Strong consumer spending sees German economy rebound in Q3
Germany’s economy rebounded strongly in the third quarter, official data showed on Tuesday, after lockdown restrictions were eased and consumer spending surged.
According to the Federal Statistics Office, Germany’s gross domestic product rose by 8.5% in the three months to 30 September, once adjusted for price, seasonal and calendar variations. That reversed the second-quarter’s 9.7% slide and was a marginal improvement on the initial estimate of 8.2%.
However, on a seasonally-adjusted basis, GDP was still 4.0% lower than that the fourth quarter of 2019, the final three-month period before the global Covid-19 crisis, Destatis said. It was also down on the third quarter of 2019, off 3.9%.
Supporting the better-than-expected quarter-on-quarter improvement was strong household expenditure, which jumped 10.8% compared to the second-quarter’s 11.1% plunge. The figures were boosted by a sharp rebound in services spending and a temporary reduction in VAT rates, announced in June.
Exports also rose, up 18.1% compared to the second quarter, while imports improved by 9.1%.
"Thus the Germany economy could offset a large part of the massive decline in GDP recorded in the second quarter due to the coronavirus pandemic," Destatis noted.
Government spending also ticked up, ahead 0.8% following a 2.2% rise in the second quarter.
But while gross fixed capital spending in machinery and equipment increased 16.0%, in construction it fell 2.0%. Overall, gross capital investment fell 5.4%, which Claus Vistesen, chief eurozone economist at Pantheon Macroeconomics, said indicated a "significant" reduction in stocks and underlined the otherwise sharp rebound in net capex.
In line with many other European countries, autumn saw a resurgence in Covid-19 cases in Germany, the European Union's largest economy, and a fresh round of lockdown measures were introduced from 2 November.
Vistesen said: "Looking ahead, consumer spending, mainly on services, will take a big hit in the fourth quarter, reflecting lockdown and restrictions in many key sectors, but the investment numbers are now an outlier to the upside.
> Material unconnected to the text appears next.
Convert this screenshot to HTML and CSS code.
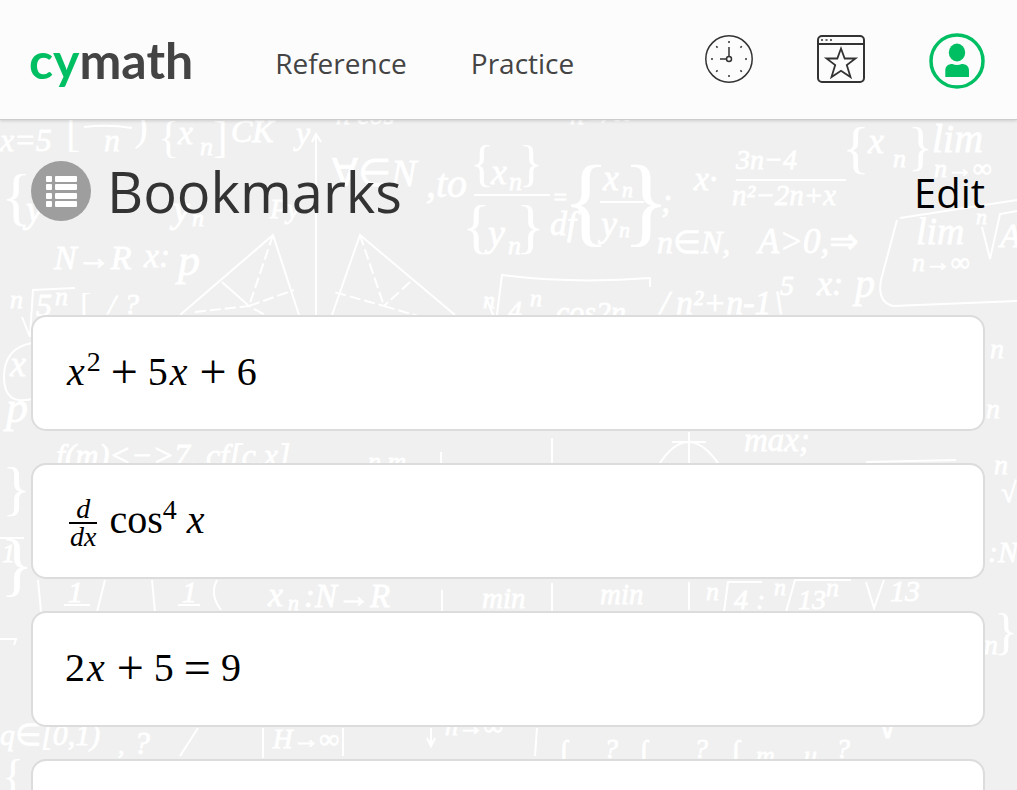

"The volatile construction component usually posts a strong gain after a string of declines, regardless of the underlying trend, and while net investment in manufacturing will slow, sharply, we now suspect inventories will snap back, lifting gross investment.
"We are fairly confident that the rest of the major economies will post very grim fourth-quarter GDP data, but we are now less sure about Germany."